Accounting, Auditing & Accountability Journal
School of Business and Law
Purpose: The purpose of this paper is to extend research on boundary making and breaking through alternative football clubs. These entities have borne out of the disappointment caused by the neoliberal turn of the football industry, which excluded traditional fans from being active actors and therefore call for study and generalization of specific forms of alternative accountability. Design/methodology/approach: The study looks at emerging trends in the accounting and sport literature by drawing on two concepts that emerged in critical scholarship: critical performativity and critical dialogical accountability, with the aim of better understanding how these elements are developed and shaped within an alternative form of football organization. The focus on Football Club United of Manchester drives the ethnographic approach with data collected via participant observation, field-notes, documental analysis and semi-structured interviews.
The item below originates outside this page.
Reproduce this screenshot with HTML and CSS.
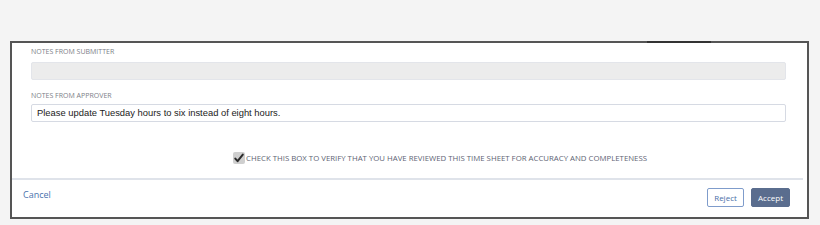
FILE: index.html
```html
<!DOCTYPE html>
<html>
<head>
<meta charset="utf-8">
<link rel="stylesheet" href="styles.css">
</head>
<body>
<div class="frame">
  <span class="tab-mark"></span>
  <div class="fields">
    <div class="label">NOTES FROM SUBMITTER</div>
    <div class="input input-disabled"></div>
    <div class="label label-second">NOTES FROM APPROVER</div>
    <div class="input">Please update Tuesday hours to six instead of eight hours.</div>
  </div>
  <div class="verify">
    <svg class="check" width="12" height="12" viewBox="0 0 12 12">
      <rect x="0" y="0" width="12" height="12" rx="2" fill="#cfcfcf"/>
      <path d="M2.3 6.6 L4.6 9.2 L9.8 2.6" fill="none" stroke="#2a2a2a" stroke-width="2" stroke-linecap="round" stroke-linejoin="round"/>
    </svg>
    <span class="verify-text">CHECK THIS BOX TO VERIFY THAT YOU HAVE REVIEWED THIS TIME SHEET FOR ACCURACY AND COMPLETENESS</span>
  </div>
  <div class="footer">
    <a class="cancel">Cancel</a>
    <div class="actions">
      <button class="btn btn-reject">Reject</button>
      <button class="btn btn-accept">Accept</button>
    </div>
  </div>
</div>
</body>
</html>
```
FILE: styles.css
```css
html, body {
  margin: 0;
  padding: 0;
  background: #f4f4f4;
}
body {
  padding-top: 41px;
  font-family: "Open Sans", "Liberation Sans", sans-serif;
}
.frame {
  position: relative;
  box-sizing: border-box;
  margin-left: 10px;
  width: 799px;
  height: 178px;
  border: 2px solid #555;
  background: #fff;
}
.tab-mark {
  position: absolute;
  top: -2px;
  left: 635px;
  width: 64px;
  height: 2px;
  background: #333;
}
.fields {
  padding: 4px 21px 0 19px;
}
.label {
  font-size: 7px;
  line-height: 10px;
  color: #7c8087;
}
.label-second {
  margin-top: 11px;
}
.input {
  box-sizing: border-box;
  margin-top: 3px;
  height: 18px;
  border: 1px solid #d6dae3;
  border-radius: 2px;
  background: #fff;
  font-family: "Liberation Sans", Arial, sans-serif;
  font-size: 9.4px;
  line-height: 16px;
  padding-left: 5px;
  color: #222;
}
.input-disabled {
  background: #ececec;
  border-color: #e3e5ea;
  margin-top: 5px;
}
.verify {
  display: flex;
  align-items: center;
  padding-left: 221px;
  margin-top: 29px;
  height: 14px;
}
.check {
  display: block;
  margin-right: 1px;
}
.verify-text {
  font-size: 7.8px;
  color: #5e6474;
}
.footer {
  margin-top: 13px;
  margin-right: 4px;
  border-top: 2px solid #dfe3ea;
  display: flex;
  justify-content: space-between;
  align-items: flex-start;
  padding: 8px 13px 0 11px;
}
.cancel {
  margin-top: 1px;
  font-size: 9px;
  line-height: 12px;
  color: #4a72ad;
}
.actions {
  display: flex;
  gap: 7px;
}
.btn {
  box-sizing: border-box;
  height: 19px;
  padding: 0;
  font-family: "Open Sans", "Liberation Sans", sans-serif;
  font-size: 8px;
  border-radius: 2px;
}
.btn-reject {
  width: 37px;
  background: #fff;
  border: 1px solid #7f9ccb;
  color: #4a6fa8;
}
.btn-accept {
  width: 39px;
  background: #5a6d8e;
  border: 1px solid #5a6d8e;
  color: #fff;
}
```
Findings: The research shows that the pillars of the club's ethos, pushing its critical performative interventions toward setting new boundaries, are democratic governance and accountability, favoring participation and inclusion, and strictly linked to this, a responsibility to local communities. However, the study also highlights the difficulties of maintaining these boundaries when core values are threatened by degeneration. Originality/value: The study makes a novel contribution to the field of accounting and sport, showing how an alternative football club adopts inclusive accountability systems that go beyond mainstream neoliberal practices. Such an inclusive approach can stimulate critical performativity, moving away from means-end rationality.